Understanding your own strengths and weaknesses and being able to build from them is one of the keys to being a really good pilot. Try to learn something from every flight. Soak up knowledge from all sources and above all, keep challenging yourself. Get to the hill as often as you can, go XC every time you can, enjoy every minute of it! To gain more insights please click here to have a look at the full analysis. 
Happy flying.
Pat

04 January 2012

Exciting wings for 2012

2012 looks like another fascinating year for wing development. We won't get the cutting edge, blistering competition gliders again, at least for a while, but there is plenty of rustling of new fabric in the EN C and EN D classes!
In the EN C class, my eye has been caught by Niviuk's Artic 3 and Gradient's Aspen 4. Both are looking like being nice improvements on their already decent predecessors, but will they be able to move ahead of the splendid Advance Sigma 8 and the delightful Ozone Delta?
EN D is in turmoil with no one really knowing just how hot some of the new gliders will be.

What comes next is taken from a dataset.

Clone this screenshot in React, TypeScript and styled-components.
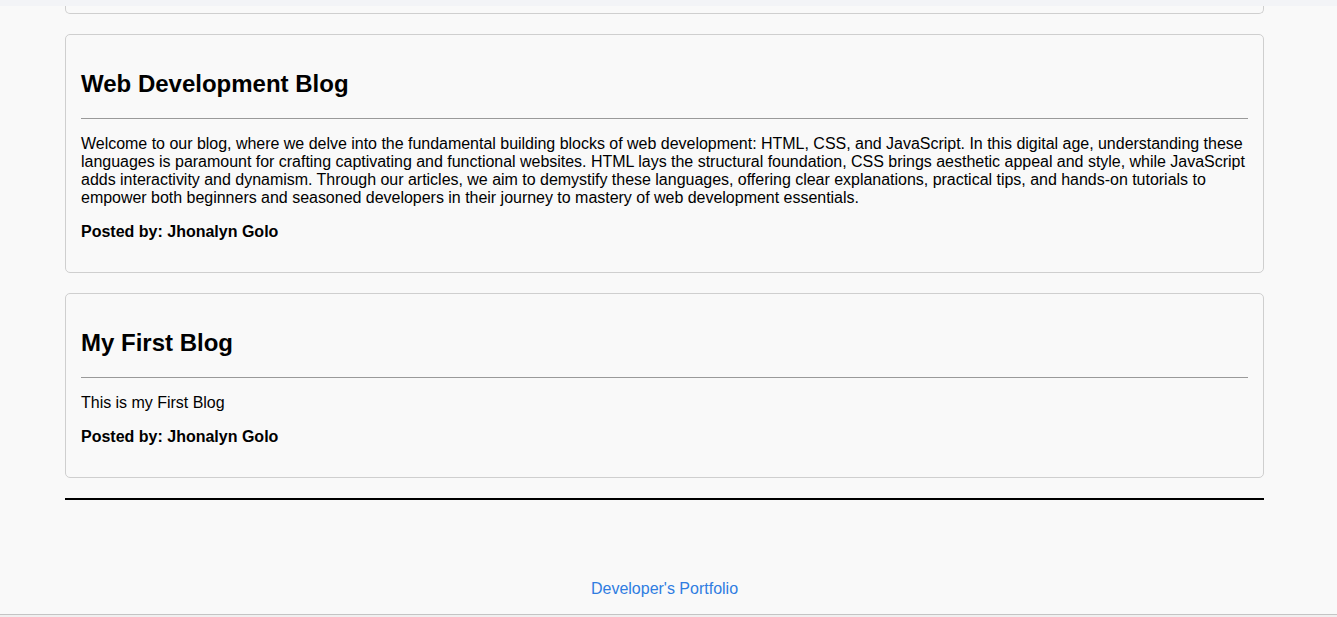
import React from "react";
import styled, { createGlobalStyle } from "styled-components";

const GlobalStyle = createGlobalStyle`
  html, body {
    margin: 0;
    padding: 0;
    background: #f9f9f9;
    font-family: "Liberation Sans", Arial, sans-serif;
    color: #000;
  }
`;

const TopBar = styled.div`
  height: 6px;
  background: #f3f4f7;
`;

const Page = styled.main`
  padding: 0 73px 0 65px;
  display: flow-root;
`;

const CardTail = styled.div`
  height: 7px;
  border: 1px solid #cfcfcf;
  border-top: none;
  border-radius: 0 0 5px 5px;
  margin-bottom: 20px;
`;

const Card = styled.article`
  border: 1px solid #cfcfcf;
  border-radius: 5px;
  padding: 15px;
  margin-bottom: 20px;
  display: flow-root;
`;

const Title = styled.h2`
  font-size: 24px;
  font-weight: bold;
  margin: 19.92px 0;
`;

const Rule = styled.hr`
  border: none;
  border-top: 1px solid #9a9a9a;
  margin: 8px 0;
`;

const Text = styled.p`
  font-size: 16px;
  margin: 16px -3px 16px 0;
  letter-spacing: -0.02px;
`;

const Author = styled.p`
  font-size: 16px;
  font-weight: bold;
  margin: 16px 0;
`;

const Divider = styled.hr`
  border: none;
  border-top: 2px solid #000;
  margin: 0;
`;

const Footer = styled.footer`
  padding: 80px 0 16px;
  text-align: center;
`;

const FooterLink = styled.a`
  color: #2f7de1;
  text-decoration: none;
  font-size: 16px;
`;

const BottomEdge = styled.div`
  border-top: 1px solid #c4c4c4;
  height: 2px;
  background: #f0f0f0;
`;

const posts = [
  {
    title: "Web Development Blog",
    body:
      "Welcome to our blog, where we delve into the fundamental building blocks of web development: HTML, CSS, and JavaScript. In this digital age, understanding these languages is paramount for crafting captivating and functional websites. HTML lays the structural foundation, CSS brings aesthetic appeal and style, while JavaScript adds interactivity and dynamism. Through our articles, we aim to demystify these languages, offering clear explanations, practical tips, and hands-on tutorials to empower both beginners and seasoned developers in their journey to mastery of web development essentials.",
    author: "Jhonalyn Golo",
  },
  {
    title: "My First Blog",
    body: "This is my First Blog",
    author: "Jhonalyn Golo",
  },
];

export default function App() {
  return (
    <>
      <GlobalStyle />
      <TopBar />
      <Page>
        <CardTail />
        {posts.map((p) => (
          <Card key={p.title}>
            <Title>{p.title}</Title>
            <Rule />
            <Text>{p.body}</Text>
            <Author>Posted by: {p.author}</Author>
          </Card>
        ))}
        <Divider />
        <Footer>
          <FooterLink href="#">Developer's Portfolio</FooterLink>
        </Footer>
      </Page>
      <BottomEdge />
    </>
  );
}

The PWC Super Final in a few weeks will give our first proper look at the EnZo, Icepeak 6, Swing Core 2 etc. We should get an idea of what goes well but safety could be hard to judge from one competition flown exclusively by the super talented. And what about the Gin Boomerang X? Information is hard to come by, but I am hearing that it could be a direct replacement for the GTO i.e. more like a classic EN D.
There are quite a few others I could mention; we are blessed!
I have been chatting with the Editors at XC Magazine so have got my shout in for reviewing some of the new gliders soon. Can't wait. Happy new year!